• [Material]:
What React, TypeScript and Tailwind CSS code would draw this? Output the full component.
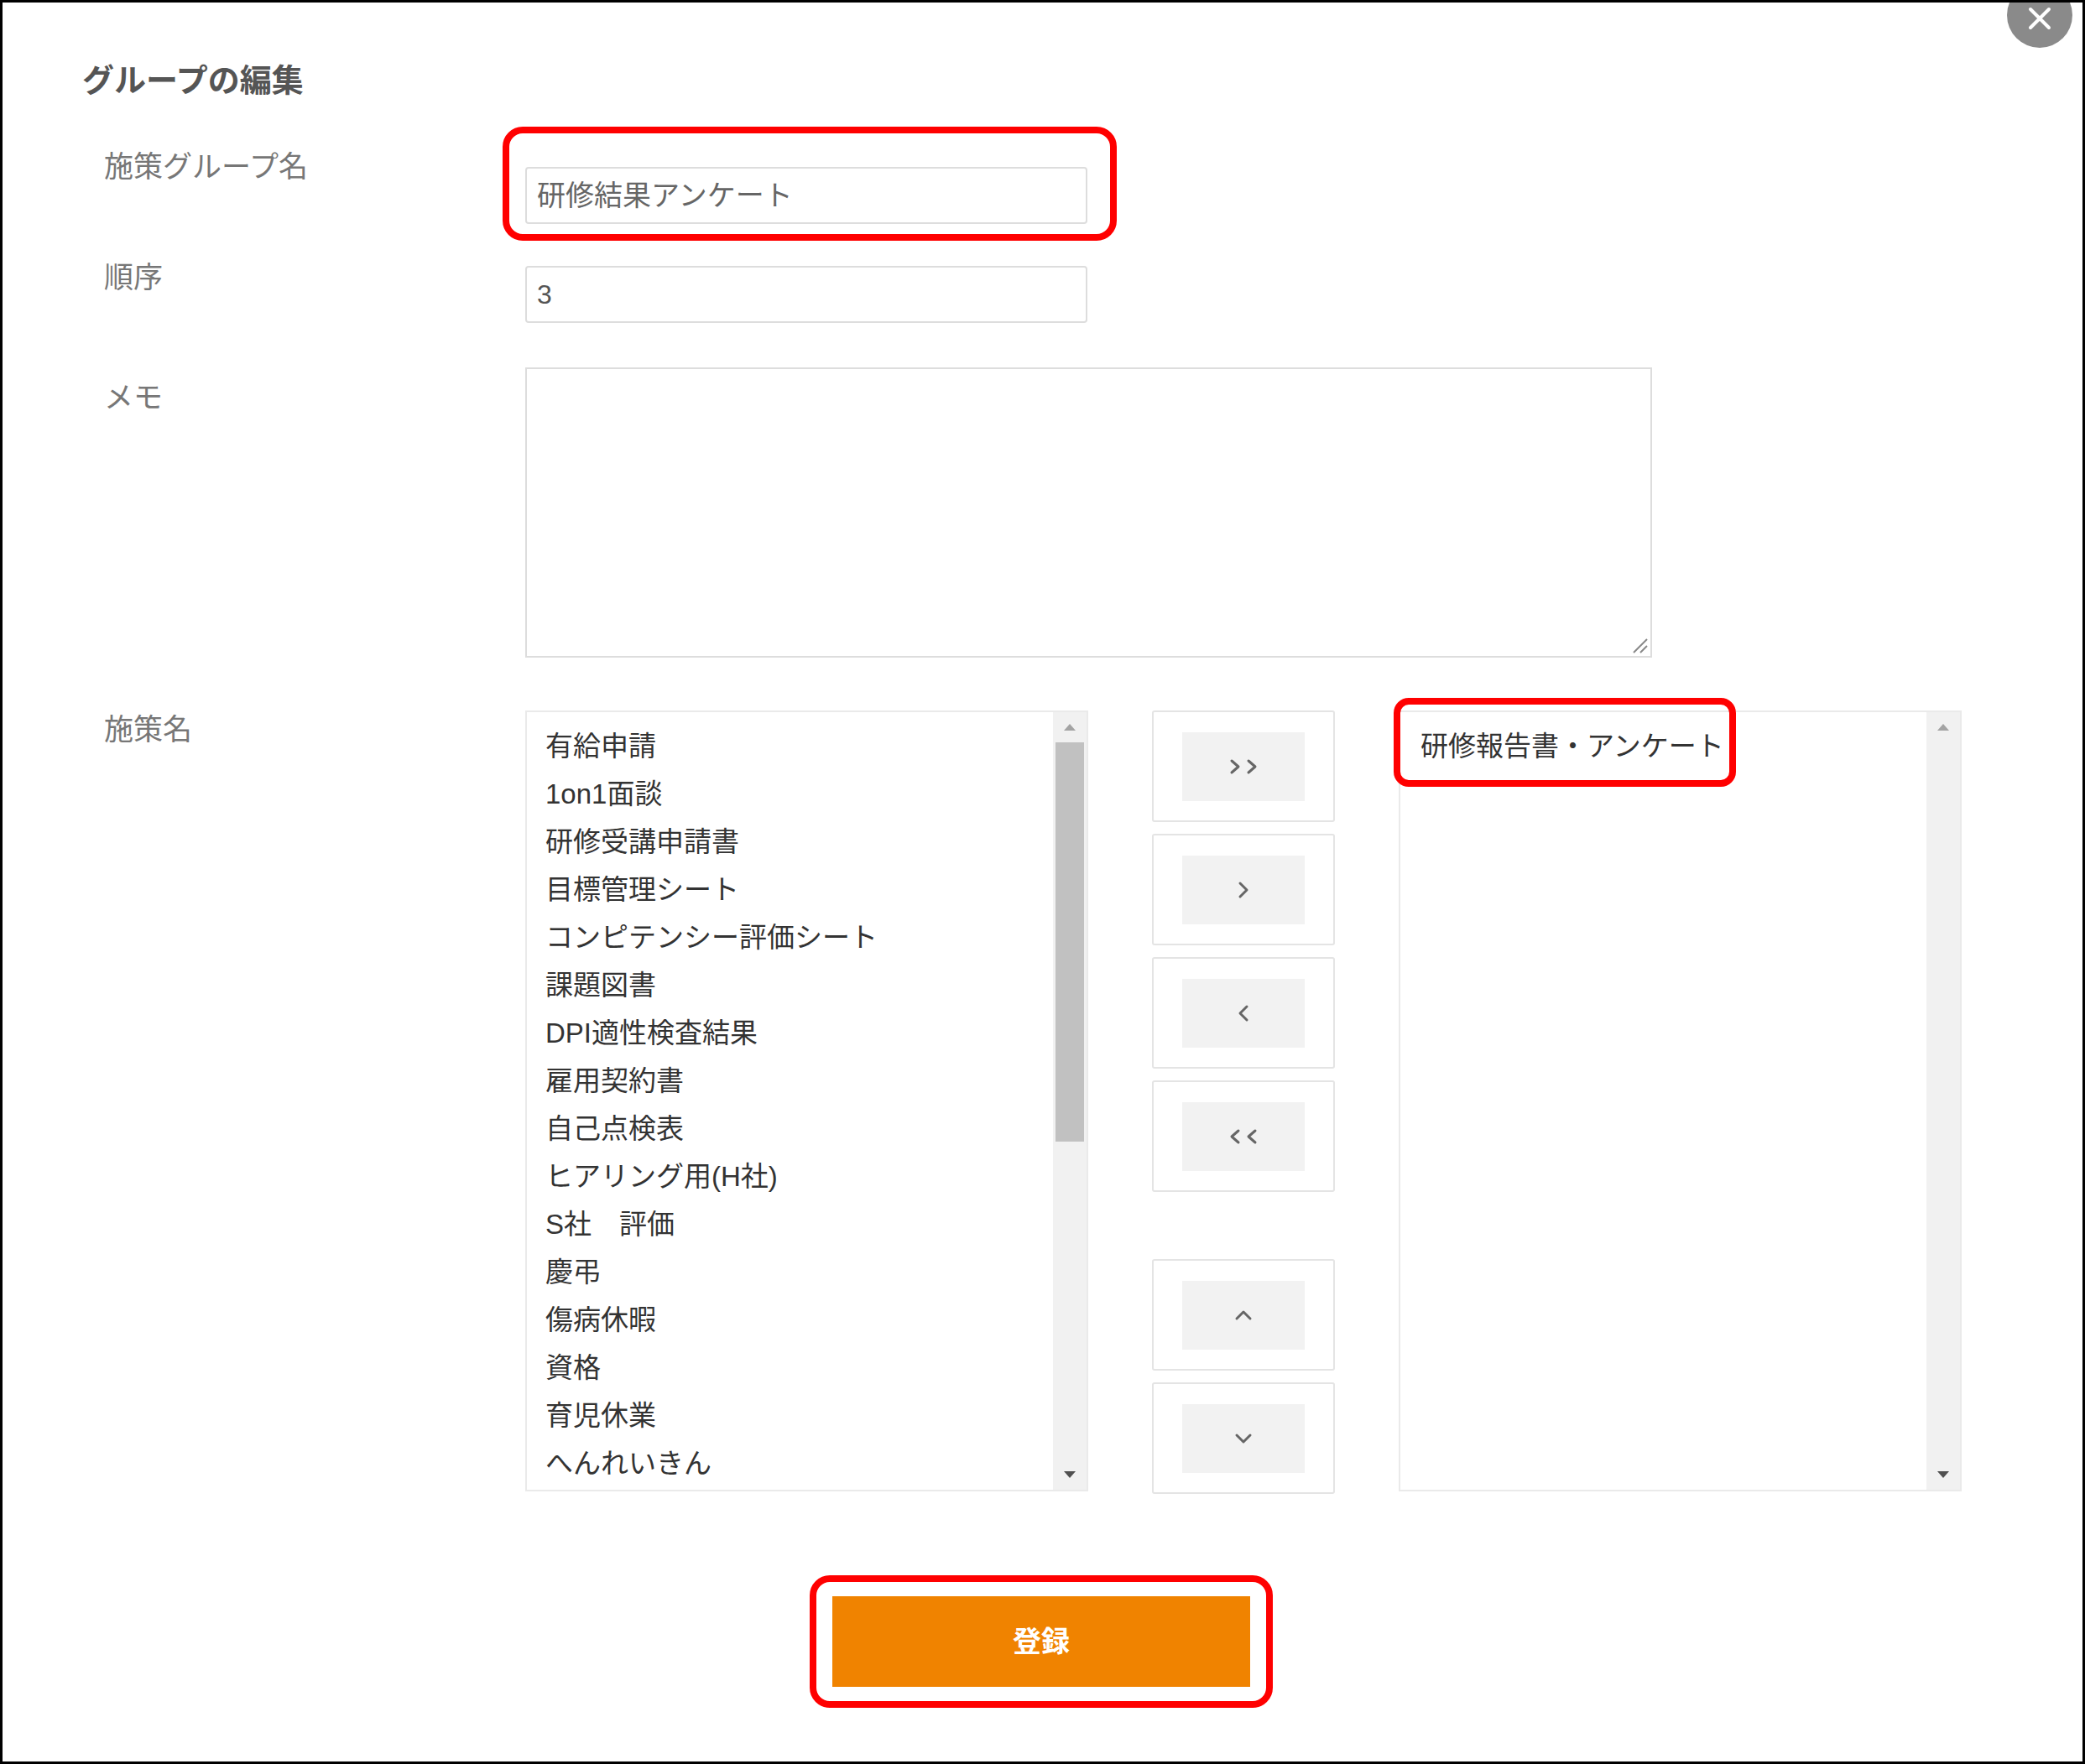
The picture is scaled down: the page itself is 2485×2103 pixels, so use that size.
import React from "react";

const font = { fontFamily: '"Liberation Sans", "Noto Sans CJK JP", sans-serif' };

const items = [
  "有給申請", "1on1面談", "研修受講申請書", "目標管理シート", "コンピテンシー評価シート", "課題図書",
  "DPI適性検査結果", "雇用契約書", "自己点検表", "ヒアリング用(H社)", "S社　評価", "慶弔",
  "傷病休暇", "資格", "育児休業", "へんれいきん",
];

function Chevron({ d }: { d: string }) {
  return (
    <svg width="48" height="30" viewBox="0 0 48 30" fill="none" stroke="#666" strokeWidth="3" strokeLinecap="round" strokeLinejoin="round">
      <path d={d} />
    </svg>
  );
}

function MoveButton({ d }: { d: string }) {
  return (
    <div className="h-[133px] w-[218px] border-2 border-[#e4e4e4] rounded-[3px] bg-white flex items-center justify-center">
      <div className="w-[146px] h-[82px] bg-[#f2f2f2] flex items-center justify-center">
        <Chevron d={d} />
      </div>
    </div>
  );
}

function ScrollTrack({ thumb }: { thumb: boolean }) {
  return (
    <div className="w-[40px] bg-[#f1f1f1] flex flex-col items-center py-[14px]">
      <div className="w-0 h-0 border-l-[7px] border-r-[7px] border-b-[8px] border-l-transparent border-r-transparent border-b-[#a3a3a3]" />
      <div className="flex-1 w-full pt-[14px]">
        {thumb && <div className="mx-auto w-[34px] h-[476px] bg-[#c1c1c1]" />}
      </div>
      <div className="w-0 h-0 border-l-[7px] border-r-[7px] border-t-[8px] border-l-transparent border-r-transparent border-t-[#505050]" />
    </div>
  );
}

export default function App() {
  return (
    <div className="w-[2485px] h-[2103px] bg-white border-[3px] border-black relative overflow-hidden" style={font}>
      <div className="absolute right-[12px] top-[-24px] w-[78px] h-[78px] rounded-full bg-[#8a8a8a] flex items-end justify-center pb-[20px]">
        <svg width="30" height="30" viewBox="0 0 30 30" stroke="white" strokeWidth="4" strokeLinecap="round">
          <path d="M4 4 L26 26 M26 4 L4 26" />
        </svg>
      </div>

      <div className="pl-[95px] pt-[74px]">
        <h1 className="text-[38px] font-bold text-[#555] leading-none">グループの編集</h1>

        <div className="mt-[36px] pl-[26px] grid grid-cols-[502px_1fr] text-[35px] text-[#777]">
          <div className="pt-[22px]">施策グループ名</div>
          <div className="pt-[48px] relative">
            <div className="absolute left-[-27px] top-[0px] w-[732px] h-[136px] border-[8px] border-[#f00] rounded-[24px]" />
            <div className="w-[670px] h-[68px] border-2 border-[#ddd] rounded-[4px] px-[12px] flex items-center text-[34px] text-[#666]">研修結果アンケート</div>
          </div>

          <div className="pt-[38px]">順序</div>
          <div className="pt-[50px]">
            <div className="w-[670px] h-[68px] border-2 border-[#ddd] rounded-[4px] px-[12px] flex items-center text-[32px] text-[#555]">3</div>
          </div>

          <div className="pt-[63px]">メモ</div>
          <div className="pt-[53px]">
            <div className="w-[1343px] h-[346px] border-2 border-[#ddd] relative">
              <svg className="absolute right-[2px] bottom-[2px]" width="24" height="24" viewBox="0 0 24 24" stroke="#888" strokeWidth="2">
                <path d="M22 6 L6 22 M22 14 L14 22" />
              </svg>
            </div>
          </div>

          <div className="pt-[60px]">施策名</div>
          <div className="pt-[63px] flex gap-[76px]">
            <div className="w-[671px] h-[931px] border-2 border-[#eaeaea] flex">
              <div className="flex-1 pl-[22px] pt-[12px] text-[33px] text-[#333] leading-[57px]">
                {items.map((t) => (
                  <div key={t}>{t}</div>
                ))}
              </div>
              <ScrollTrack thumb />
            </div>

            <div className="flex flex-col gap-[14px] w-[218px]">
              <MoveButton d="M10 8 L18 15 L10 22 M30 8 L38 15 L30 22" />
              <MoveButton d="M20 7 L28 15 L20 23" />
              <MoveButton d="M28 7 L20 15 L28 23" />
              <MoveButton d="M18 8 L10 15 L18 22 M38 8 L30 15 L38 22" />
              <div className="h-[52px]" />
              <MoveButton d="M16 19 L24 11 L32 19" />
              <MoveButton d="M16 11 L24 19 L32 11" />
            </div>

            <div className="relative w-[671px] h-[931px] border-2 border-[#eaeaea] flex">
              <div className="absolute left-[-8px] top-[-17px] w-[408px] h-[106px] border-[8px] border-[#f00] rounded-[18px]" />
              <div className="flex-1 pl-[24px] pt-[12px] text-[33px] text-[#333] leading-[57px]">研修報告書・アンケート</div>
              <ScrollTrack thumb={false} />
            </div>
          </div>
        </div>

        <div className="pl-[867px] pt-[97px]">
          <div className="w-[552px] h-[158px] border-[8px] border-[#f00] rounded-[24px] flex items-center justify-center">
            <div className="w-[498px] h-[108px] bg-[#f08300] flex items-center justify-center text-white text-[34px] font-bold">登録</div>
          </div>
        </div>
      </div>
    </div>
  );
}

• [Exercise brief]:
Could the lines from the top of the material through the line with "import React from" be repeated exactly, pictures left out?

• [Answer for this exercise]:
What React, TypeScript and Tailwind CSS code would draw this? Output the full component.
The picture is scaled down: the page itself is 2485×2103 pixels, so use that size.
import React from "react";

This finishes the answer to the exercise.